The most common causes of sudden cardiac death include genetic/congenital anomaly, myocarditis, commotio cordis, and coronary artery disease.  The most prevalent cardiac condition in the United States is reported to be Hypertrophic Cardiomyopathy.  Hypertrophic Cardiomyopathy (HCM) affects 1/500 people and is the thickening of the myocardium causing stiffness in the left ventricle, mitral valve changes and cellular disorganization.  Signs and symptoms of HCM include chest pain with activity, shortness of breath, fatigue with exertion, syncope (fainting), chest palpitations and sudden death.

Early recognition and knowledge of signs/symptoms of cardiac arrest are two very important preventative techniques.  Other preventative measures include Electrocardiogram, which is a test that checks for problems with the electrical activity of your heart. While it is not required in the US for an athlete to have an EKG before participating in a sport, some believe that this alone could help identify abnormalities, thus preventing sudden death related to cardiac conditions. 

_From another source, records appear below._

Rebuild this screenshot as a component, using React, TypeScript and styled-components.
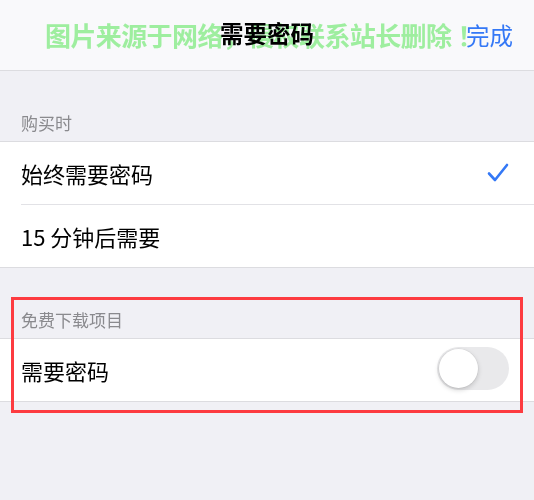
import React from "react";
import styled, { createGlobalStyle } from "styled-components";

const GlobalStyle = createGlobalStyle`
  html, body {
    margin: 0;
    padding: 0;
    background: #f0f0f5;
  }
  body {
    font-family: "Noto Sans CJK SC", "Noto Sans", "Liberation Sans", sans-serif;
    -webkit-font-smoothing: antialiased;
  }
`;

const Page = styled.div`
  position: relative;
  min-height: 500px;
  width: 534px;
  background: #f0f0f5;
  overflow: hidden;
`;

const NavBar = styled.header`
  height: 71px;
  box-sizing: border-box;
  padding: 0 21px 4px;
  display: grid;
  grid-template-columns: 1fr auto 1fr;
  align-items: center;
  background: #f9f9fb;
  border-bottom: 1px solid #dcdce0;
`;

const NavTitle = styled.h1`
  grid-column: 2;
  margin: 0;
  font-size: 23.5px;
  font-weight: 600;
  color: #000;
  letter-spacing: 0;
  line-height: 30px;
`;

const NavAction = styled.button`
  grid-column: 3;
  justify-self: end;
  border: 0;
  background: none;
  padding: 0;
  font-family: inherit;
  font-size: 23.5px;
  line-height: 30px;
  color: #3478f6;
  margin-top: 4px;
`;

const SectionHeader = styled.div`
  height: 70px;
  box-sizing: border-box;
  padding: 0 21px 8px;
  display: flex;
  align-items: flex-end;
  font-size: 17px;
  line-height: 20px;
  color: #8a8a8e;
`;

const Group = styled.section`
  background: #fff;
  border-top: 1px solid #dcdce0;
  border-bottom: 1px solid #dcdce0;
`;

const Row = styled.div`
  padding-left: 21px;
  display: flex;
`;

const RowContent = styled.div`
  flex: 1;
  height: 62px;
  display: flex;
  align-items: center;
  justify-content: space-between;
  padding-right: 25px;
  border-bottom: 1px solid #e2e2e6;

  ${Row}:last-child & {
    border-bottom: 0;
  }
`;

const RowLabel = styled.span`
  font-size: 22px;
  line-height: 28px;
  color: #000;
`;

const Toggle = styled.div<{ $on?: boolean }>`
  width: 72px;
  height: 43px;
  box-sizing: border-box;
  border-radius: 22px;
  padding: 2px;
  display: flex;
  justify-content: ${(p) => (p.$on ? "flex-end" : "flex-start")};
  background: ${(p) => (p.$on ? "#34c759" : "#e9e9eb")};
  margin-top: -3px;
`;

const Knob = styled.span`
  width: 39px;
  height: 39px;
  border-radius: 50%;
  background: #fff;
  box-shadow: 0 2px 5px rgba(0, 0, 0, 0.18), 0 0 0 0.5px rgba(0, 0, 0, 0.06);
`;

const Highlight = styled.div`
  position: absolute;
  left: 11px;
  top: 297px;
  width: 512px;
  height: 116px;
  box-sizing: border-box;
  border: 3px solid #fd3b40;
  pointer-events: none;
`;

const Watermark = styled.div`
  position: absolute;
  left: 45px;
  top: 20px;
  font-size: 26px;
  line-height: 30px;
  font-weight: 700;
  letter-spacing: -0.6px;
  color: #a2f4a2;
  mix-blend-mode: multiply;
  white-space: nowrap;
  pointer-events: none;
`;

const WatermarkMark = styled.span`
  margin-left: 6px;
`;

const Check = () => (
  <svg width="22" height="20" viewBox="0 0 22 20" fill="none">
    <polyline
      points="2,10.5 8,17 20,2"
      stroke="#3478f6"
      strokeWidth="2.6"
      strokeLinecap="round"
      strokeLinejoin="round"
    />
  </svg>
);

export default function App() {
  return (
    <>
      <GlobalStyle />
      <Page>
        <NavBar>
          <NavTitle>需要密码</NavTitle>
          <NavAction>完成</NavAction>
        </NavBar>

        <SectionHeader>购买时</SectionHeader>
        <Group>
          <Row>
            <RowContent>
              <RowLabel>始终需要密码</RowLabel>
              <Check />
            </RowContent>
          </Row>
          <Row>
            <RowContent>
              <RowLabel>15 分钟后需要</RowLabel>
            </RowContent>
          </Row>
        </Group>

        <SectionHeader>免费下载项目</SectionHeader>
        <Group>
          <Row>
            <RowContent>
              <RowLabel>需要密码</RowLabel>
              <Toggle>
                <Knob />
              </Toggle>
            </RowContent>
          </Row>
        </Group>

        <Highlight />
        <Watermark>
          图片来源于网络，侵权联系站长删除<WatermarkMark>！</WatermarkMark>
        </Watermark>
      </Page>
    </>
  );
}
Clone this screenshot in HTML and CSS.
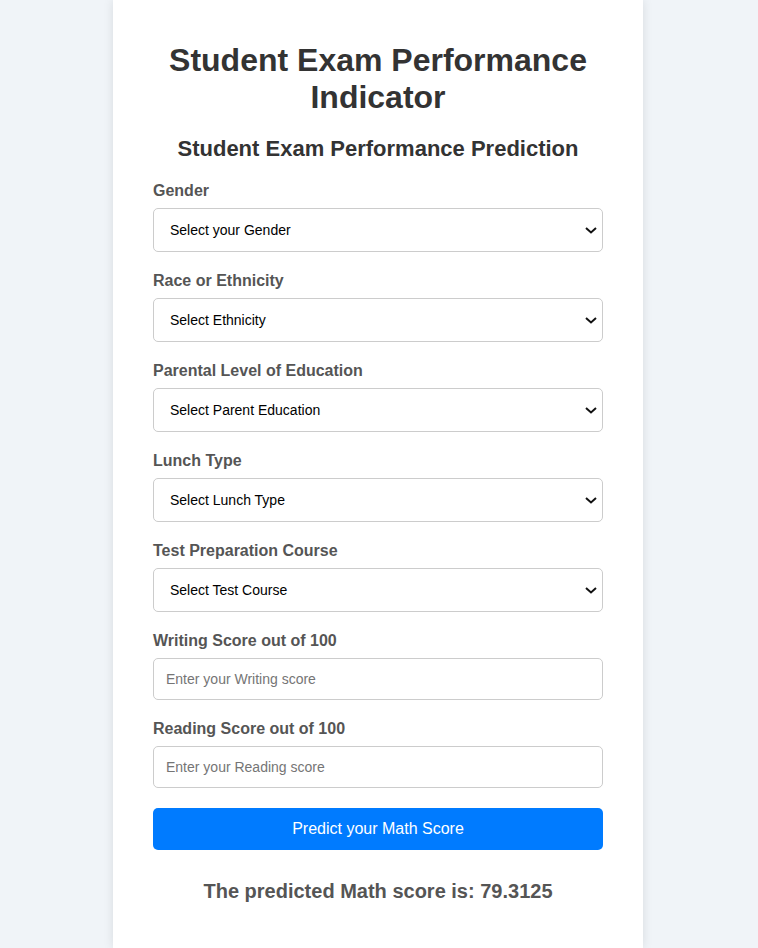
FILE: index.html
```html
<!DOCTYPE html>
<html lang="en">
<head>
<meta charset="utf-8">
<title>Student Exam Performance Indicator</title>
<link rel="stylesheet" href="styles.css">
</head>
<body>
<div class="container">
  <h1 class="title">Student Exam Performance Indicator</h1>
  <form class="form">
    <h2 class="subtitle">Student Exam Performance Prediction</h2>
    <div class="field">
      <label class="label">Gender</label>
      <div class="select-wrap">
        <select class="select"><option>Select your Gender</option></select>
        <svg class="chev" width="12" height="7" viewBox="0 0 12 7"><path d="M1 1 L6 5.5 L11 1" fill="none" stroke="#111" stroke-width="2"/></svg>
      </div>
    </div>
    <div class="field">
      <label class="label">Race or Ethnicity</label>
      <div class="select-wrap">
        <select class="select"><option>Select Ethnicity</option></select>
        <svg class="chev" width="12" height="7" viewBox="0 0 12 7"><path d="M1 1 L6 5.5 L11 1" fill="none" stroke="#111" stroke-width="2"/></svg>
      </div>
    </div>
    <div class="field">
      <label class="label">Parental Level of Education</label>
      <div class="select-wrap">
        <select class="select"><option>Select Parent Education</option></select>
        <svg class="chev" width="12" height="7" viewBox="0 0 12 7"><path d="M1 1 L6 5.5 L11 1" fill="none" stroke="#111" stroke-width="2"/></svg>
      </div>
    </div>
    <div class="field">
      <label class="label">Lunch Type</label>
      <div class="select-wrap">
        <select class="select"><option>Select Lunch Type</option></select>
        <svg class="chev" width="12" height="7" viewBox="0 0 12 7"><path d="M1 1 L6 5.5 L11 1" fill="none" stroke="#111" stroke-width="2"/></svg>
      </div>
    </div>
    <div class="field">
      <label class="label">Test Preparation Course</label>
      <div class="select-wrap">
        <select class="select"><option>Select Test Course</option></select>
        <svg class="chev" width="12" height="7" viewBox="0 0 12 7"><path d="M1 1 L6 5.5 L11 1" fill="none" stroke="#111" stroke-width="2"/></svg>
      </div>
    </div>
    <div class="field">
      <label class="label">Writing Score out of 100</label>
      <input class="input" type="number" placeholder="Enter your Writing score">
    </div>
    <div class="field">
      <label class="label">Reading Score out of 100</label>
      <input class="input" type="number" placeholder="Enter your Reading score">
    </div>
    <button class="btn" type="button">Predict your Math Score</button>
  </form>
  <h2 class="result">The predicted Math score is: 79.3125</h2>
</div>
</body>
</html>
```
FILE: styles.css
```css
html, body {
  margin: 0;
  padding: 0;
}
body {
  background: #f0f4f8;
  font-family: "Liberation Sans", Arial, sans-serif;
  padding-right: 2px;
}
.container {
  box-sizing: border-box;
  width: 530px;
  min-height: 100vh;
  margin: 0 auto;
  padding: 20px 40px 40px;
  background: #fff;
  box-shadow: 0 0 10px rgba(0, 0, 0, 0.1);
}
.title {
  margin: 21.5px 0 20.4px;
  font-size: 32px;
  font-weight: bold;
  color: #333;
  text-align: center;
}
.form {
  margin: 0;
}
.subtitle {
  margin: 0 0 20px;
  font-size: 22px;
  font-weight: bold;
  color: #333;
  text-align: center;
}
.field {
  margin-bottom: 20px;
}
.label {
  display: block;
  margin-bottom: 8px;
  font-size: 16px;
  font-weight: bold;
  color: #555;
}
.select-wrap {
  position: relative;
}
.select {
  -webkit-appearance: none;
  appearance: none;
  display: block;
  box-sizing: border-box;
  width: 100%;
  height: 44px;
  padding: 0 16px;
  border: 1px solid #ccc;
  border-radius: 5px;
  background: #fff;
  font-family: "Liberation Sans", Arial, sans-serif;
  font-size: 14px;
  color: #000;
}
.chev {
  position: absolute;
  right: 6px;
  top: 19px;
  pointer-events: none;
}
.input {
  display: block;
  box-sizing: border-box;
  width: 100%;
  height: 42px;
  padding: 0 12px;
  border: 1px solid #ccc;
  border-radius: 5px;
  font-family: "Liberation Sans", Arial, sans-serif;
  font-size: 14px;
  color: #000;
}
.input::placeholder {
  color: #757575;
}
.btn {
  display: block;
  width: 100%;
  height: 42px;
  border: none;
  border-radius: 5px;
  background: #007bff;
  color: #fff;
  font-family: "Liberation Sans", Arial, sans-serif;
  font-size: 16px;
}
.result {
  margin: 30px 0 0;
  font-size: 20px;
  font-weight: bold;
  color: #555;
  text-align: center;
}
```
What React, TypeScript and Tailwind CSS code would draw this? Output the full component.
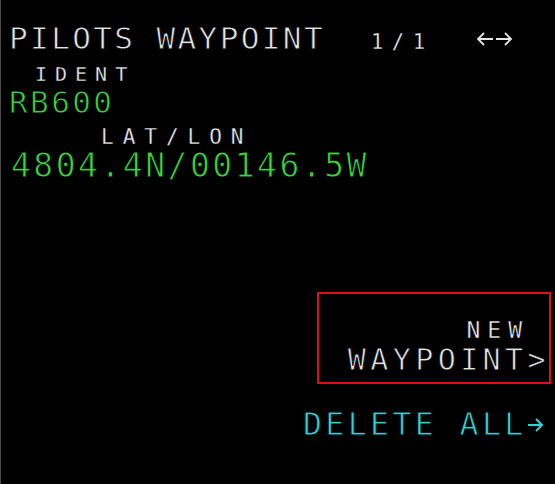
const mono = { fontFamily: '"DejaVu Sans Mono", "Liberation Mono", monospace' };

const big = '[-webkit-text-stroke:0.8px_#000]';

function ArrowPair() {
  return (
    <svg width="38" height="14" viewBox="0 0 38 14" fill="none" stroke="#e6e6e6" strokeWidth="1.8">
      <path d="M2 7H17M8 1L2 7L8 13" />
      <path d="M20 7H35M29 1L35 7L29 13" />
    </svg>
  );
}

function ArrowRight({ color }: { color: string }) {
  return (
    <svg width="17" height="14" viewBox="0 0 17 14" fill="none" stroke={color} strokeWidth="2">
      <path d="M1 7H15M9 1L15 7L9 13" />
    </svg>
  );
}

export default function App() {
  return (
    <div
      className="w-[555px] h-[484px] bg-black border-l border-[#4a4a4a] overflow-hidden flex flex-col"
      style={mono}
    >
      {/* Title row */}
      <div className="mt-[23px] flex items-baseline h-[31px]">
        <span className={`ml-[8px] text-[31px] leading-[31px] tracking-[2.4px] text-[#e6e6e6] ${big}`}>
          PILOTS WAYPOINT
        </span>
        <span className="ml-[46px] text-[20.5px] leading-[31px] tracking-[8.5px] text-[#ededed] [-webkit-text-stroke:0.3px_#000]">
          1/1
        </span>
        <span className="ml-[42px] self-start mt-[9px]">
          <ArrowPair />
        </span>
      </div>

      {/* IDENT */}
      <div className="mt-[10px] ml-[34px] h-[20px] text-[20px] leading-[20px] tracking-[8px] text-[#ededed] [-webkit-text-stroke:0.3px_#000]">
        IDENT
      </div>
      <div className={`mt-[3px] ml-[8px] h-[31px] text-[31px] leading-[31px] tracking-[2.4px] text-[#3ad43a] ${big}`}>
        RB600
      </div>

      {/* LAT/LON */}
      <div className="mt-[9px] ml-[100px] h-[21px] text-[21px] leading-[21px] tracking-[9px] text-[#ededed] [-webkit-text-stroke:0.3px_#000]">
        LAT/LON
      </div>
      <div className={`mt-[2px] ml-[10px] h-[32px] text-[33px] leading-[32px] tracking-[2.5px] text-[#3ad43a] ${big}`}>
        4804.4N/00146.5W
      </div>

      {/* New waypoint prompt */}
      <div className="mt-[110px] ml-[316px] w-[234px] h-[92px] border-2 border-[#e01010] flex flex-col items-end">
        <div className="mt-[25px] mr-[20px] h-[23px] text-[23px] leading-[23px] tracking-[7px] text-[#ededed] [-webkit-text-stroke:0.4px_#000]">
          NEW
        </div>
        <div className={`mt-[3px] mr-[-1px] h-[30px] text-[30px] leading-[30px] tracking-[4.4px] text-[#e6e6e6] ${big}`}>
          WAYPOINT&gt;
        </div>
      </div>

      {/* Delete all */}
      <div className={`mt-[24px] ml-[302px] h-[32px] flex items-center text-[31.5px] leading-[32px] tracking-[3.4px] text-[#2fd3d3] ${big}`}>
        <span>DELETE ALL</span>
        <span className="mt-[2px]">
          <ArrowRight color="#2fd3d3" />
        </span>
      </div>
    </div>
  );
}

Even if an EKG is conducted on an athlete as part of their pre-participation, the United States does not require a specialist to read the EKGs, which may lead to missed diagnosis.  In Italy, where Arrythmogenic Right Ventricular Cardiomyopathy (ARVS) is more prevalent, it is required for all athletes to undergo an EKG before participation and the results are read by a specialist in order to prevent errors. 

Pre-participation physicals are required for an athlete to compete in athletics at any level.  The problem with these pre-participation physicals lies with who is conducting the physical.  It is suggested that the athlete’s primary healthcare provider (PCP) be the one to conduct the exam due to knowledge of patient’s past history and time the PCP will spend  with the patient.   Whereas, a scheduled pre-participation exam at the athlete’s high school may be conducted by a doctor that the athlete has never met, with no history of the patient and take less than five minutes to complete the exam, making it hard to identify “red flags” the athlete may have.

One other important preventative measure that can help decrease the amount of sudden death in athletes is for the school/organization to have an Athletic Trainer on staff.  Athletic Trainers are educated in emergency care of athletes and are aware of the signs/symptoms of conditions, such as a sudden cardiac event, and the treatment of such conditions.  Other causes of sudden death in athletes include exertional sickeling, exertional heat stroke and traumatic spine or brain injury. 

As previously stated, Athletic Trainers have the knowledge of each of these conditions and are equipped with the proper medical supplies (i.e, AED, CPR certification, Concussion guideline, heat index charts, Emergency Action Plan, etc.) in order to handle an emergency situation.  It is important to know the conditions of the environment and the background of the athlete (asthmatic, allergies, temperature, field status etc.) in order to help prevent emergency events from taking place.  Each state has criteria that schools must follow in order to keep athletes safe, which is usually carried out by an Athletic Trainer.

Preparedness and prevention are the two most important points to take from this blog.  It is always good to seek out information about a condition that you may know little about, but make sure that the information is relevant and accurate.